Solution: inject position information into each token’s representation. Vaswani et al. use fixed sine/cosine encodings:

p_{i,2j} = \sin\!\left(\frac{i}{10000^{2j/d}}\right),\quad p_{i,2j+1} = \cos\!\left(\frac{i}{10000^{2j/d}}\right).

Different frequencies along the embedding dimension; same position i across all dims gives a unique fingerprint.

PositionalEncoding class

Precompute \mathbf{P} once for max_len positions, slice to actual length at forward time, add to inputs:

class PositionalEncoding(nn.Module):
    """Positional encoding."""
    num_hiddens: int
    dropout: float
    max_len: int = 1000

    def setup(self):
        # Create a long enough P
        self.P = d2l.zeros((1, self.max_len, self.num_hiddens))
        X = d2l.arange(self.max_len, dtype=jnp.float32).reshape(
            -1, 1) / jnp.power(10000, jnp.arange(
            0, self.num_hiddens, 2, dtype=jnp.float32) / self.num_hiddens)
        self.P = self.P.at[:, :, 0::2].set(jnp.sin(X))
        self.P = self.P.at[:, :, 1::2].set(jnp.cos(X[:, :self.num_hiddens // 2]))

    @nn.compact
    def __call__(self, X, training=False, offset=0):
        # Flax sow API is used to capture intermediate variables
        self.sow('intermediates', 'P', self.P)
        # `offset` lets autoregressive decoders advance the encoding position
        # past tokens already emitted, instead of always slicing from 0.
        X = X + self.P[:, offset:offset + X.shape[1], :]
        return nn.Dropout(self.dropout)(X, deterministic=not training)

Frequency along the dimension

Plot four columns of \mathbf{P}. Lower-index columns oscillate fast; higher columns oscillate slow:

encoding_dim, num_steps = 32, 60
pos_encoding = PositionalEncoding(encoding_dim, 0)
params = pos_encoding.init(d2l.get_key(), d2l.zeros((1, num_steps, encoding_dim)))
X, inter_vars = pos_encoding.apply(params, d2l.zeros((1, num_steps, encoding_dim)),
                                   mutable='intermediates')
P = inter_vars['intermediates']['P'][0]  # retrieve intermediate value P
P = P[:, :X.shape[1], :]
d2l.plot(d2l.arange(num_steps), P[0, :, 6:10].T, xlabel='Row (position)',
         figsize=(6, 2.5), legend=["Col %d" % d for d in range(6, 10)])

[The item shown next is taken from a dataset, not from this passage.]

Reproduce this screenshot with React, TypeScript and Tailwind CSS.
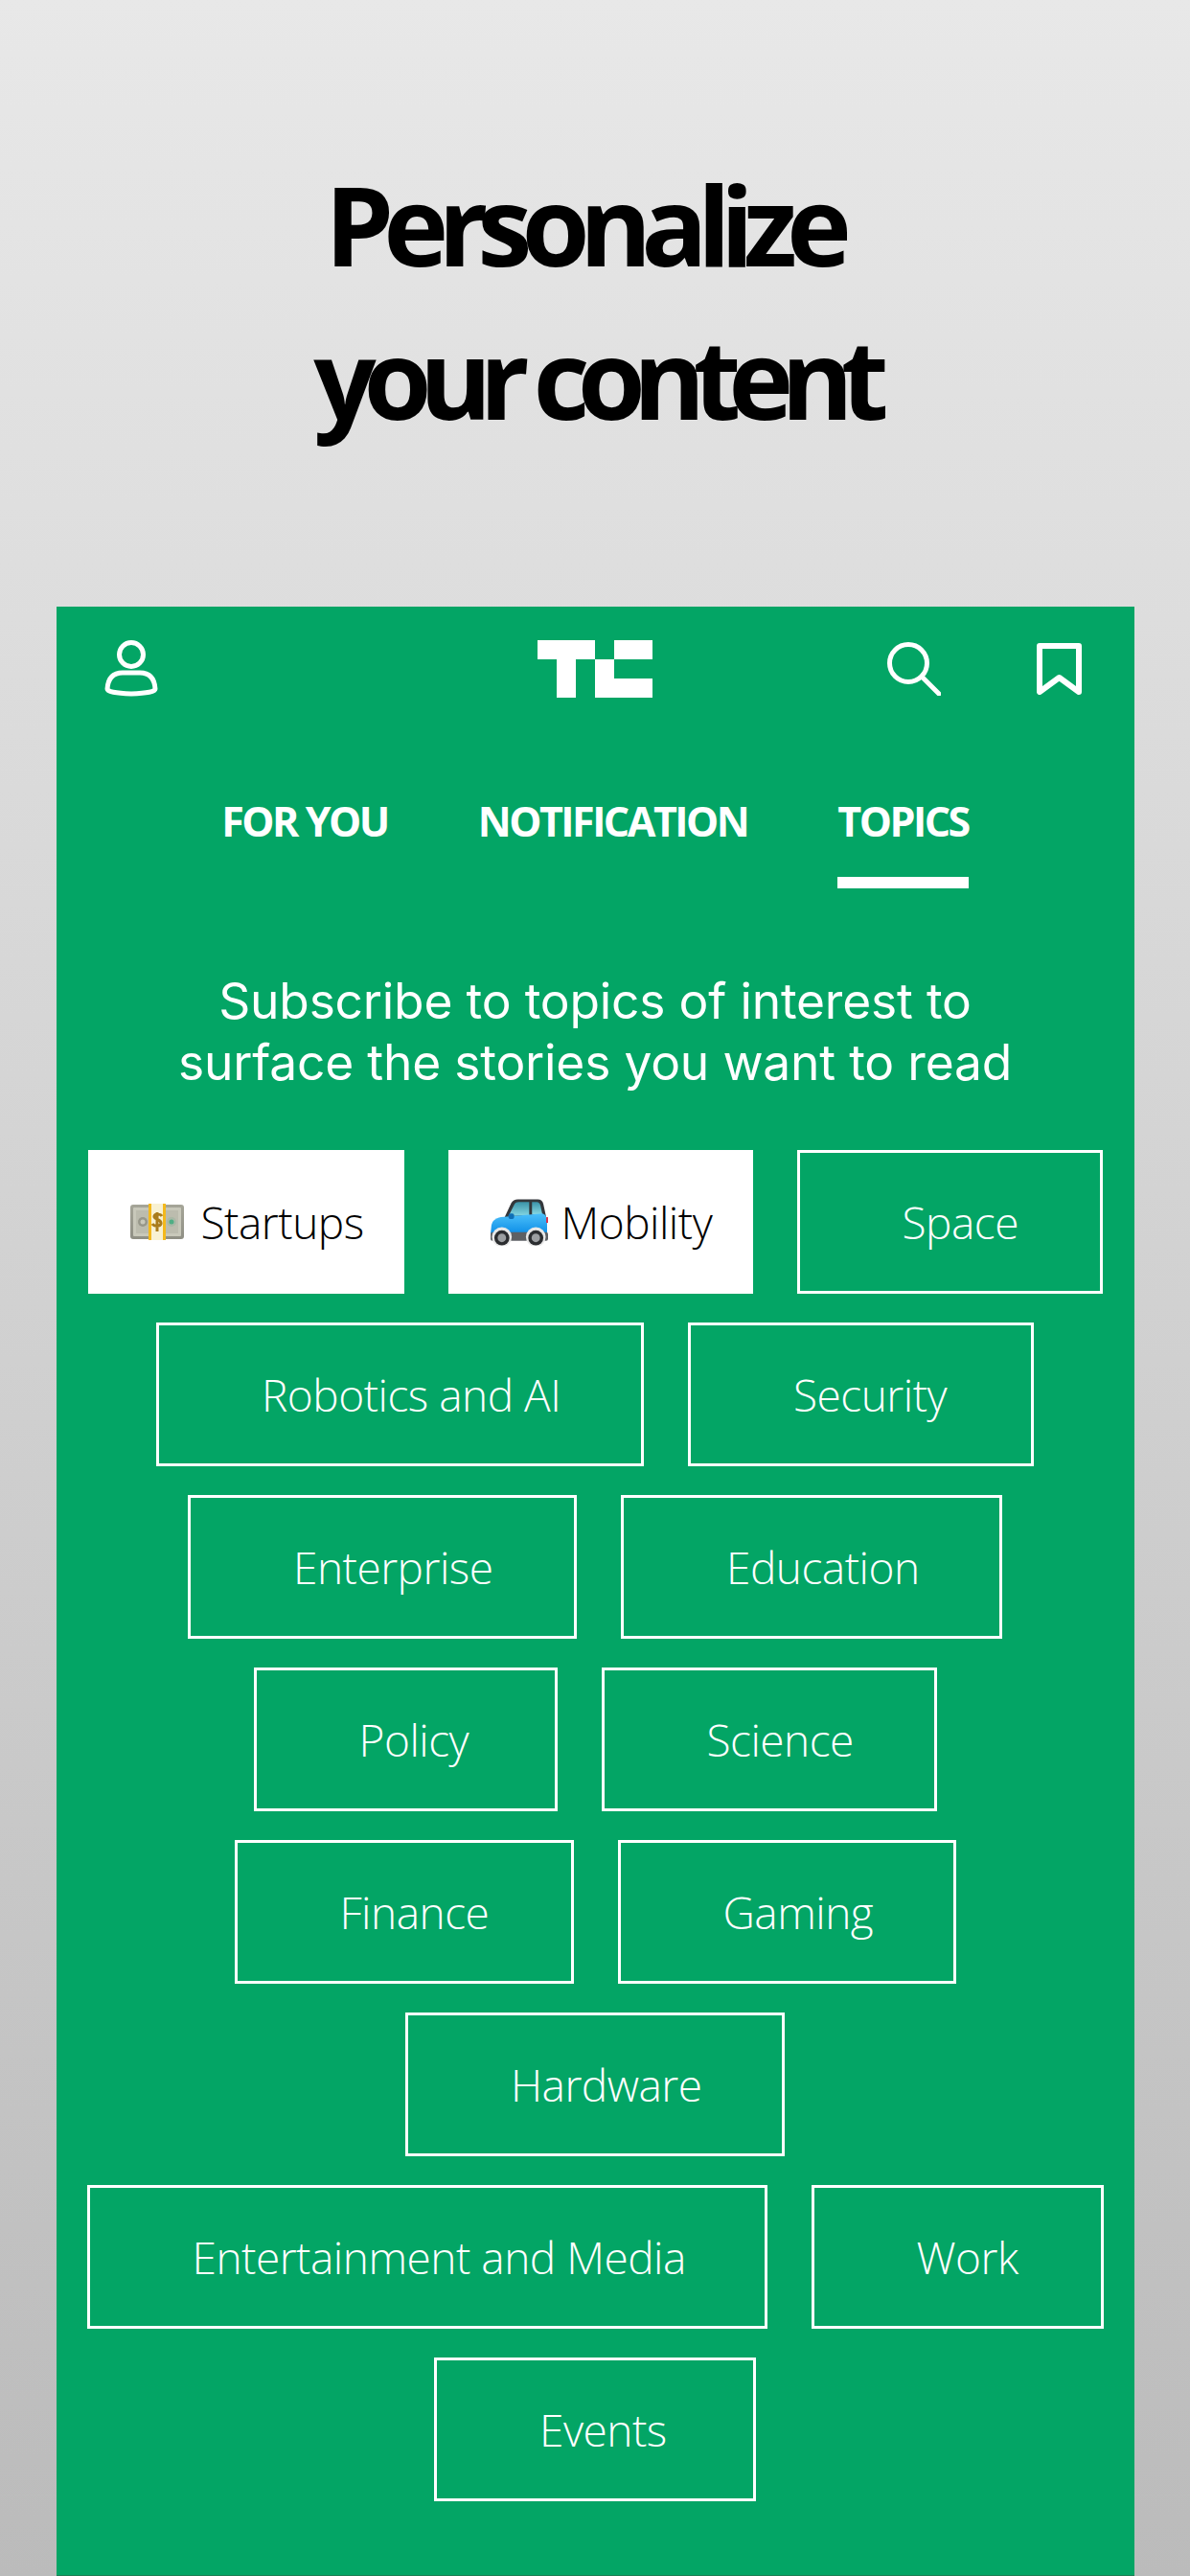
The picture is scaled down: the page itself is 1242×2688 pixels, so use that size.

Position as continuous binary

Compare with binary representations of small integers — same “low bits flip fast, high bits flip slow” pattern, but in continuous values:

for i in range(8):
    print(f'{i} in binary is {i:>03b}')
0 in binary is 000
1 in binary is 001
2 in binary is 010
3 in binary is 011
4 in binary is 100
5 in binary is 101
6 in binary is 110
7 in binary is 111

The full positional matrix

Heatmap reveals the multi-frequency structure. Each row is a unique fingerprint for a position:

P = jnp.expand_dims(jnp.expand_dims(P[0, :, :], axis=0), axis=0)
d2l.show_heatmaps(P, xlabel='Column (encoding dimension)',
                  ylabel='Row (position)', figsize=(3.5, 4), cmap='Blues')

Why sin/cos: relative positions

For any fixed offset \delta, the encoding at position i + \delta is a linear function of the encoding at position i:

\begin{bmatrix} p_{i+\delta, 2j} \\ p_{i+\delta, 2j+1} \end{bmatrix} = \begin{bmatrix} \cos(\delta\omega_j) & \sin(\delta\omega_j) \\ -\sin(\delta\omega_j) & \cos(\delta\omega_j) \end{bmatrix} \begin{bmatrix} p_{i, 2j} \\ p_{i, 2j+1} \end{bmatrix}.

The rotation depends on \delta but not on i. So the network can learn to “shift attention by 5 tokens” with one linear transformation — relative positions come for free.

Recap

  • Self-attention = multi-head attention with \mathbf{Q} = \mathbf{K} = \mathbf{V} = \mathbf{X}.
  • Output sequence length = input sequence length.
  • Compared to RNNs: same complexity per step but \mathcal{O}(1) path length and full parallelism. Cost: \mathcal{O}(n^2 d).
  • Self-attention is permutation-equivariant; need positional encoding to know token order.
  • Sin/cos encoding gives unique absolute positions and lets the model express relative offsets as linear maps.